IMPLICATIONS FOR ISRAEL
There are options in dealing with these threats. Israel can deal with this to a large extent successfully, or at least as successfully as possible. The first thing, which is already happening, is the need to rebuild what in Israel is called the Southern Front, which is the defense along the border with Egypt. This will be costly and Israeli army reserve soldiers will have to serve additional days, but it can be done.
Israel will also have to deal with the flotilla, which arrives in mid-June 2011. In addition, Israel will have to deal with any attempts by people to cross its border. What Israel does or does not offer the Palestinian Authority (PA) in negotiations is pretty much one of the least important issues for Israel at the moment; it is currently not a central issue.
The ideas held by Western governments, experts, and pundits are very much out of date. The central issue is not what borders Israel has or the future of Jerusalem. Rather, one is dealing with strategic issues. One must deal with 2011; the 1980s and 1990s have passed.

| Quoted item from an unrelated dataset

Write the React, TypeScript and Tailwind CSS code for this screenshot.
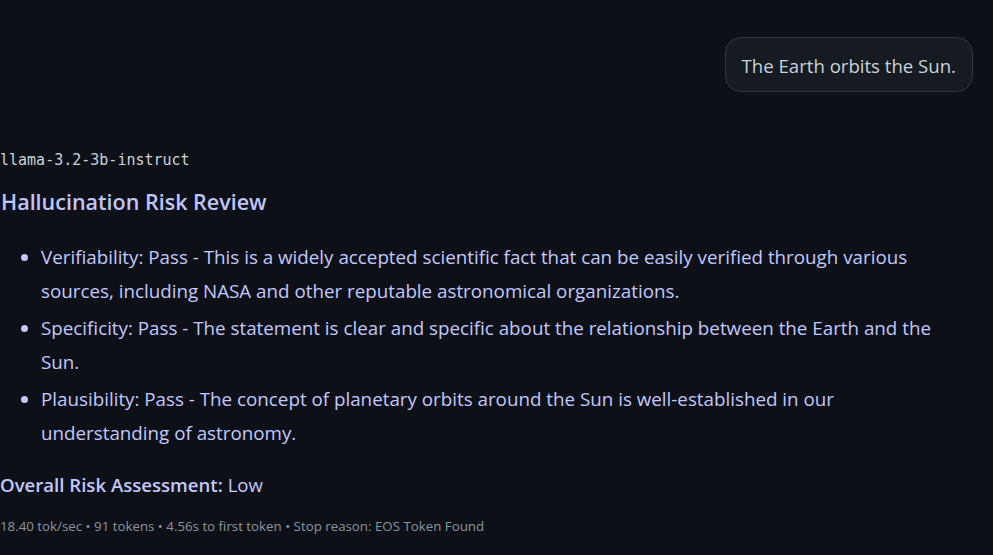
import React from "react";

const items = [
  "Verifiability: Pass - This is a widely accepted scientific fact that can be easily verified through various sources, including NASA and other reputable astronomical organizations.",
  "Specificity: Pass - The statement is clear and specific about the relationship between the Earth and the Sun.",
  "Plausibility: Pass - The concept of planetary orbits around the Sun is well-established in our understanding of astronomy.",
];

export default function App() {
  return (
    <div className="w-[993px] h-[555px] overflow-hidden bg-[#0d1117] font-['Open_Sans',sans-serif]">
      <div className="flex justify-end pt-[37px] pr-[20px]">
        <div className="h-[55px] flex items-center px-[16px] pt-[3px] rounded-[16px] border border-[#30363d] bg-[#161b22] text-[#c9d1d9] text-[18.6px]">
          The Earth orbits the Sun.
        </div>
      </div>

      <div className="pr-[40px] mt-[58px]">
        <div className="font-['DejaVu_Sans_Mono',monospace] text-[15px] leading-[20px] text-[#c9d1d9]">
          llama-3.2-3b-instruct
        </div>

        <h2 className="mt-[17px] text-[21.5px] leading-[30px] font-semibold text-[#c0c5fd] pl-px">
          Hallucination Risk Review
        </h2>

        <ul className="mt-[23px] list-disc pl-[41px] text-[18.8px] leading-[34px] text-[#c3c8fe] marker:text-[#c3c8fe]">
          {items.map((it) => (
            <li key={it} className="mb-[3px]">
              {it}
            </li>
          ))}
        </ul>

        <p className="mt-[20px] text-[18.6px] leading-[30px] text-[#c3c8fe]">
          <span className="font-semibold">Overall Risk Assessment:</span>
          <span> Low</span>
        </p>

        <div className="mt-[17px] text-[13.3px] leading-[18px] text-[#8b949e]">
          18.40 tok/sec • 91 tokens • 4.56s to first token • Stop reason: EOS Token Found
        </div>
      </div>
    </div>
  );
}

Nonetheless, by returning to the 1970s, this means going back to a time when Arab governments were radical or were intimidated by the radicals; when Arab governments seriously contemplated and did go to war with Israel; when Arab governments did not respect the United States as the world's sole superpower, and movements genuinely believed they would lead a revolution throughout the region to transform their societies in a radical and undemocratic manner. Today, Iran and Turkey have joined in on that destabilizing set of beliefs and policies.
There is no real U.S. pressure on Israel. The Israel-Palestinian issue is not the core problem in the region. It is a sideshow. It is not important.
At any rate, people focused on the wrong sentence in Obama's May 2011 speech. They focused on the sentence about the pre-1967 borders. The important sentence was the sequential plan, which was for Israel to turn over the entire West Bank to the Palestinian Authority in exchange for some unspecified security guarantees, thus producing a de facto Palestinian state.
What is important is not this sentence: "The borders of Israel and Palestine should be based on the 1967 lines with mutually agreed swaps, so that secure and recognized borders are established for both states." Rather, it is these two sentences that matter: "The full and phased withdrawal of Israeli military forces should be coordinated with the assumption of Palestinian security responsibility in a sovereign, non-militarized state. The duration of this transition period must be agreed, and the effectiveness of security arrangements must be demonstrated."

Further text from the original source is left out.